Monte Carlo (MC) simulations are performed in canonical (NVT) ensemble with periodic boundary conditions. Random distribution of spherocylinders in the simulation box is taken as the initial configuration of the system. MC Simulations are performed for \(2 \times 10^{8}\) sweeps, where a sweep consists of \(N\) MC steps. In each MC step, a spherocylinder is randomly chosen and a trial translation/rotation is attempted. Both translational and rotational moves are performed with 50% probability for each of the moves, and the moves are accepted/rejected using the Metropolis criteria.
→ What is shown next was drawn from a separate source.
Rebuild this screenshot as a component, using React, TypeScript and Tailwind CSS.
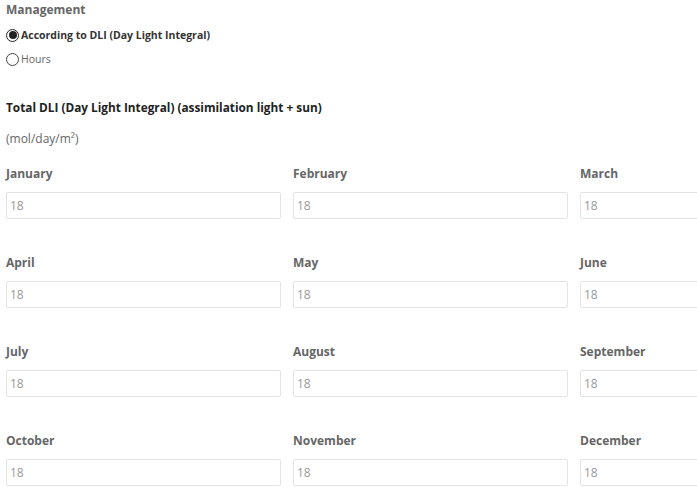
import React from "react";

const months = [
  "January", "February", "March",
  "April", "May", "June",
  "July", "August", "September",
  "October", "November", "December",
];

function Radio({ checked, label, bold }: { checked: boolean; label: string; bold?: boolean }) {
  return (
    <label className="flex items-center gap-[2px] leading-[20px]">
      <span
        className={
          "flex h-[13px] w-[13px] items-center justify-center rounded-full border " +
          (checked ? "border-[#222]" : "border-[#444]")
        }
      >
        {checked && <span className="h-[8px] w-[8px] rounded-full bg-[#222]" />}
      </span>
      <span className={bold ? "text-[10.5px] font-bold text-[#333]" : "text-[10.5px] text-[#666]"}>{label}</span>
    </label>
  );
}

export default function App() {
  return (
    <div
      className="w-[697px] h-[493px] overflow-hidden bg-white px-[6px]"
      style={{ fontFamily: '"Open Sans", "Noto Sans", sans-serif' }}
    >
      <div className="text-[12px] font-bold leading-[20px] text-[#666]">Management</div>
      <div className="mt-[5px]">
        <Radio checked label="According to DLI (Day Light Integral)" bold />
      </div>
      <div className="mt-[4px]">
        <Radio checked={false} label="Hours" />
      </div>
      <div className="mt-[28px] text-[11.8px] font-bold leading-[20px] text-[#222]">
        Total DLI (Day Light Integral) (assimilation light + sun)
      </div>
      <div className="mt-[12px] text-[12px] leading-[20px] text-[#666]">(mol/day/m²)</div>
      <div className="mt-[14px] grid w-[849px] grid-cols-[275px_275px_275px] gap-x-[12px] gap-y-[33px]">
        {months.map((m) => (
          <div key={m} className="flex flex-col">
            <div className="text-[12px] font-bold leading-[21px] text-[#666]">{m}</div>
            <div className="mt-[8px] flex h-[27px] items-center rounded-[2px] border border-[#e3e3e3] px-[3px] text-[12px] text-[#999]">
              18
            </div>
          </div>
        ))}
      </div>
    </div>
  );
}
Translation moves (Fig. 2c) involve a random displacement \({\Delta }x,{\Delta }y,{\Delta }z \in \left( { - 0.05, 0.05} \right)\) of the spherocylinder, in a direction perpendicular to its axis. The rotation around the center of the mass of the spherocylinder (Fig. 2d) is defined in terms of \(\theta \in \left[ {0,2\pi } \right]\) and \(\varphi \in \left[ {0,\pi } \right]\), which in turn are defined in terms of variables \(u,v \in \left[ {0,1} \right]\) such that \(\theta = 2\pi u\) and \(\varphi = {\text{acos}}\left( {2v - 1} \right)\). In a rotation move, we increment \(u\) and \(v\) by \(\delta u \in \left[ { - 0.05,0.05} \right]\) and \(\delta v \in \left[ { - 0.05,0.05} \right]\). It is to be noted that the choice of translation moves as only being perpendicular to the axis and the rotation moves about the centre of mass has only been made for simplicity considerations in this study and other moves satisfying detailed balance criteria may also be considered. Simulations are performed using an inhouse serial code on an Intel Xeon workstation with 3.5 GHz turbo processor. The time needed for the simulation varied with the system size up to ~ 7 days for \(N = 24\) system.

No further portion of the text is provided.